• [TASK DIRECTIONS]:
The records should be repeated word for word, pictures excluded.

• [RECORDS FOR THE TASK]:

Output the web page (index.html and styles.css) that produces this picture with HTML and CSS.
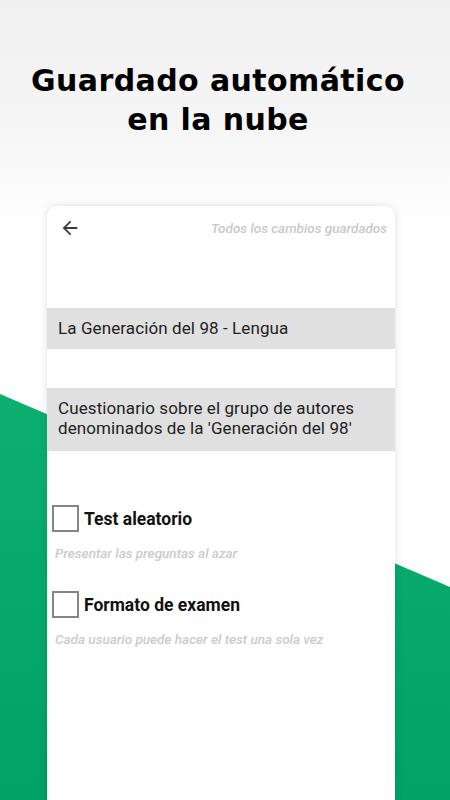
FILE: index.html
```html
<!DOCTYPE html>
<html lang="es">
<head>
  <meta charset="UTF-8" />
  <meta name="viewport" content="width=device-width, initial-scale=1.0"/>
  <title>Guardado automático</title>
  <link rel="stylesheet" href="styles.css">
</head>
<body>
<div class="screen">
  <!-- franja verde de fondo -->
  <svg class="band" width="450" height="800" viewBox="0 0 450 800">
    <defs>
      <linearGradient id="g" x1="0" y1="0" x2="0" y2="1">
        <stop offset="0" stop-color="#0bb06f"/>
        <stop offset="1" stop-color="#00a266"/>
      </linearGradient>
    </defs>
    <polygon points="0,394 450,587 450,800 0,800" fill="url(#g)"/>
  </svg>

  <h1 class="title">Guardado automático<br>en la nube</h1>

  <div class="card">
    <div class="topbar">
      <svg class="back" width="22" height="22" viewBox="0 0 24 24"><path d="M20 11H7.83l5.59-5.59L12 4l-8 8 8 8 1.41-1.41L7.83 13H20v-2z" fill="#3c3c3c"/></svg>
      <span class="saved">Todos los cambios guardados</span>
    </div>

    <div class="field first">La Generación del 98 - Lengua</div>
    <div class="field second">Cuestionario sobre el grupo de autores denominados de la 'Generación del 98'</div>

    <div class="option">
      <span class="box"></span>
      <span class="opt-label">Test aleatorio</span>
    </div>
    <div class="hint">Presentar las preguntas al azar</div>

    <div class="option">
      <span class="box"></span>
      <span class="opt-label">Formato de examen</span>
    </div>
    <div class="hint">Cada usuario puede hacer el test una sola vez</div>
  </div>
</div>
</body>
</html>
```

FILE: styles.css
```css
body {
  margin: 0;
  font-family: Roboto, "Liberation Sans", sans-serif;
}
.screen {
  position: relative;
  width: 450px;
  height: 800px;
  overflow: hidden;
  background: linear-gradient(#f0f0f0 0px, #f5f5f5 120px, #ffffff 230px, #ffffff 800px);
  display: flex;
  flex-direction: column;
}
.band {
  position: absolute;
  top: 0;
  left: 0;
}
.title {
  position: relative;
  margin: 61px 0 0 0;
  padding-right: 14px;
  font-family: "DejaVu Sans", Lato, sans-serif;
  font-weight: 700;
  font-size: 30px;
  line-height: 39px;
  letter-spacing: 0.4px;
  text-align: center;
  color: #000;
}
.card {
  position: relative;
  margin: 67px 0 0 47px;
  width: 348px;
  flex: 1;
  background: #fff;
  border-radius: 10px 10px 0 0;
  box-shadow: 0 0 8px rgba(0, 0, 0, 0.12);
}
.topbar {
  height: 44px;
  display: flex;
  align-items: center;
  justify-content: space-between;
  padding: 0 8px 0 12px;
}
.back {
  display: block;
}
.saved {
  font-size: 13.5px;
  font-style: italic;
  font-weight: 500;
  color: #c9c9c9;
}
.field {
  background: #e0e0e0;
  padding: 0 11px;
  font-size: 17px;
  letter-spacing: 0.1px;
  color: #222;
}
.field.first {
  margin-top: 58px;
  height: 41px;
  line-height: 41px;
}
.field.second {
  margin-top: 39px;
  padding-top: 10px;
  padding-bottom: 13px;
  line-height: 20px;
}
.option {
  display: flex;
  align-items: center;
  gap: 5px;
  padding-left: 5px;
  margin-top: 54px;
  height: 27px;
}
.option + .hint + .option {
  margin-top: 30px;
}
.box {
  width: 23px;
  height: 23px;
  border: 2px solid #858585;
}
.opt-label {
  font-size: 17.5px;
  font-weight: 700;
  color: #111;
}
.hint {
  margin-top: 13px;
  padding-left: 8px;
  font-size: 13.5px;
  line-height: 16px;
  font-style: italic;
  font-weight: 500;
  color: #cbcbcb;
}
```
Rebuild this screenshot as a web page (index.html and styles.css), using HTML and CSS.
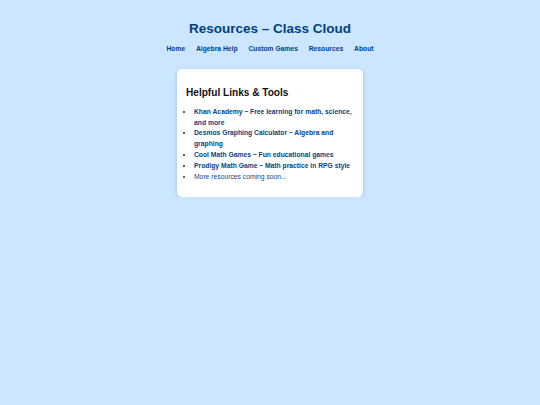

• [RESPONSE]:
Output the web page (index.html and styles.css) that produces this picture with HTML and CSS.
FILE: index.html
```html
<!DOCTYPE html>
<html lang="es">
<head>
  <meta charset="UTF-8" />
  <meta name="viewport" content="width=device-width, initial-scale=1.0"/>
  <title>Guardado automático</title>
  <link rel="stylesheet" href="styles.css">
</head>
<body>
<div class="screen">
  <!-- franja verde de fondo -->
  <svg class="band" width="450" height="800" viewBox="0 0 450 800">
    <defs>
      <linearGradient id="g" x1="0" y1="0" x2="0" y2="1">
        <stop offset="0" stop-color="#0bb06f"/>
        <stop offset="1" stop-color="#00a266"/>
      </linearGradient>
    </defs>
    <polygon points="0,394 450,587 450,800 0,800" fill="url(#g)"/>
  </svg>

  <h1 class="title">Guardado automático<br>en la nube</h1>

  <div class="card">
    <div class="topbar">
      <svg class="back" width="22" height="22" viewBox="0 0 24 24"><path d="M20 11H7.83l5.59-5.59L12 4l-8 8 8 8 1.41-1.41L7.83 13H20v-2z" fill="#3c3c3c"/></svg>
      <span class="saved">Todos los cambios guardados</span>
    </div>

    <div class="field first">La Generación del 98 - Lengua</div>
    <div class="field second">Cuestionario sobre el grupo de autores denominados de la 'Generación del 98'</div>

    <div class="option">
      <span class="box"></span>
      <span class="opt-label">Test aleatorio</span>
    </div>
    <div class="hint">Presentar las preguntas al azar</div>

    <div class="option">
      <span class="box"></span>
      <span class="opt-label">Formato de examen</span>
    </div>
    <div class="hint">Cada usuario puede hacer el test una sola vez</div>
  </div>
</div>
</body>
</html>
```

FILE: styles.css
```css
body {
  margin: 0;
  font-family: Roboto, "Liberation Sans", sans-serif;
}
.screen {
  position: relative;
  width: 450px;
  height: 800px;
  overflow: hidden;
  background: linear-gradient(#f0f0f0 0px, #f5f5f5 120px, #ffffff 230px, #ffffff 800px);
  display: flex;
  flex-direction: column;
}
.band {
  position: absolute;
  top: 0;
  left: 0;
}
.title {
  position: relative;
  margin: 61px 0 0 0;
  padding-right: 14px;
  font-family: "DejaVu Sans", Lato, sans-serif;
  font-weight: 700;
  font-size: 30px;
  line-height: 39px;
  letter-spacing: 0.4px;
  text-align: center;
  color: #000;
}
.card {
  position: relative;
  margin: 67px 0 0 47px;
  width: 348px;
  flex: 1;
  background: #fff;
  border-radius: 10px 10px 0 0;
  box-shadow: 0 0 8px rgba(0, 0, 0, 0.12);
}
.topbar {
  height: 44px;
  display: flex;
  align-items: center;
  justify-content: space-between;
  padding: 0 8px 0 12px;
}
.back {
  display: block;
}
.saved {
  font-size: 13.5px;
  font-style: italic;
  font-weight: 500;
  color: #c9c9c9;
}
.field {
  background: #e0e0e0;
  padding: 0 11px;
  font-size: 17px;
  letter-spacing: 0.1px;
  color: #222;
}
.field.first {
  margin-top: 58px;
  height: 41px;
  line-height: 41px;
}
.field.second {
  margin-top: 39px;
  padding-top: 10px;
  padding-bottom: 13px;
  line-height: 20px;
}
.option {
  display: flex;
  align-items: center;
  gap: 5px;
  padding-left: 5px;
  margin-top: 54px;
  height: 27px;
}
.option + .hint + .option {
  margin-top: 30px;
}
.box {
  width: 23px;
  height: 23px;
  border: 2px solid #858585;
}
.opt-label {
  font-size: 17.5px;
  font-weight: 700;
  color: #111;
}
.hint {
  margin-top: 13px;
  padding-left: 8px;
  font-size: 13.5px;
  line-height: 16px;
  font-style: italic;
  font-weight: 500;
  color: #cbcbcb;
}
```
Rebuild this screenshot as a web page (index.html and styles.css), using HTML and CSS.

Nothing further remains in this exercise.